Bootstraps, I say. Honor and a gun. Respect and justice. Wandering the American West. Sin and redemption and getting by and being buried with your boots on.

It's pulp, he says.

Sep 7, 2005

There's power in the blood
and other notes

The man on NBC is sitting on his porch, the levee broken and his city underwater and everything down closed up for weeks now so he doesn't know how much was looted or who's been shot or how many are dead or what the governer or the president's said and the interviewer asks him how he's made it through. "Well," he says, "I've got Jesus in my heart and Indian in my blood."

My sister is in Austria now. The first of my family to leave North America.

I love the porch at the Beat. We sit there in the morning and in the evenings and all day, on the weekends. We wood-glued the rocking chair back together and moved most of the house's chairs out there, around the bench and the old couch.

Dream phrase: "I was walking down the road, as it were, if you will."

One American in five believes the sun revolves around the earth.

Harshest insult at the house: "Yeah, well, you look like Paul Giamatti."
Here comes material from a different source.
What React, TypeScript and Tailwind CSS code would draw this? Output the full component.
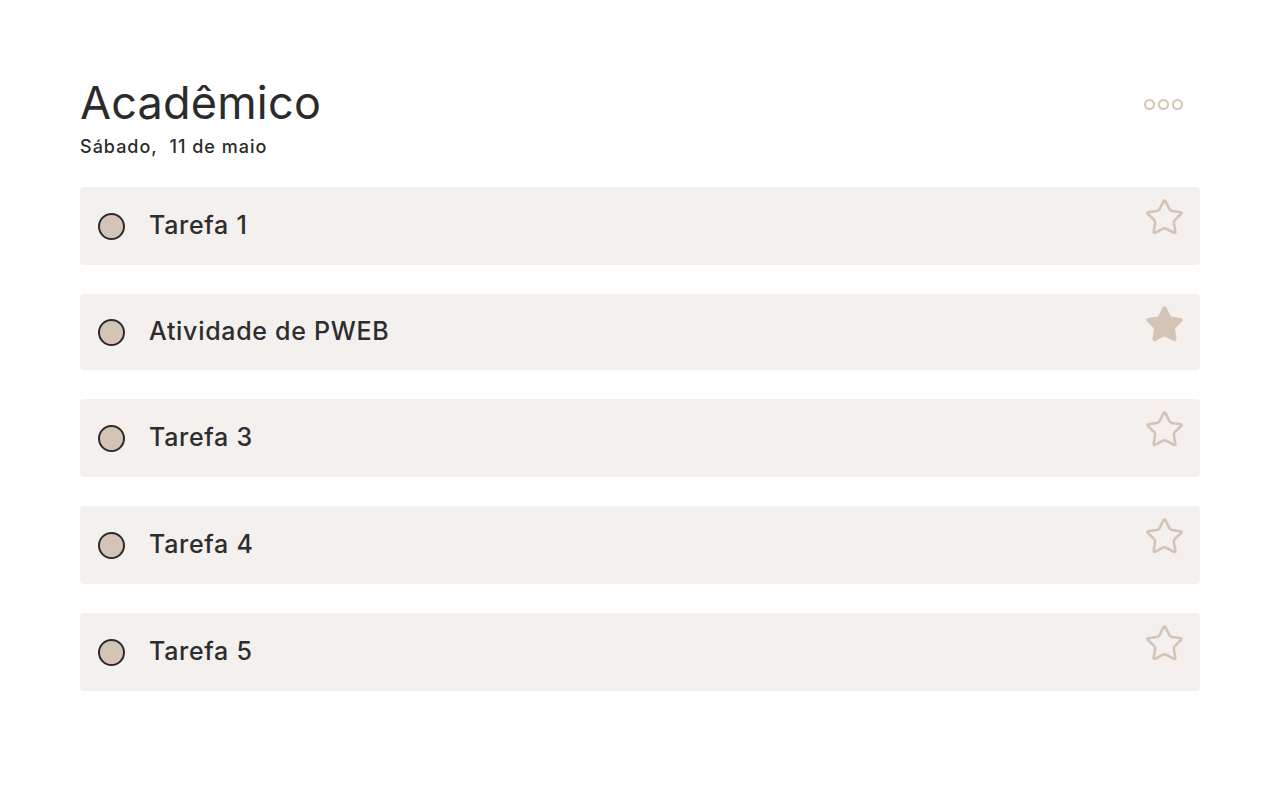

I need to buy a Latin bible.

I reccomend Dick Hebdige's Subculture, the meaning of style to anyone interested in the sociology of subcultures and their dramatizations of the deconstruction of the tensions within culture.

Kelly's labor day photos.

If kitsch, as Kundera says, is a view of the world that cannot admit the existence of shit. And if kitsch is, aesthetically, shit. Then an aesthetic view of the world that will not allow the existence of kitsch is kitschy. Maybe. I'm still working with the troulbe with kitsch.

Sep 1, 2005

Listening to the can man

He talks to himself like he's crazy, picking up the beer cans that have fallen off our porch and pissing up against our dumpster. But what's disturbing is not the thought that he's crazy, but the thought that he's not. The disturbing thought, the thought that surprises us and sends us queasily into silently saying nothing, is that maybe somebody's there. Maybe casting Hitchcock-styled shadows on the wall behind us, just out of vision, around the corner, off screen.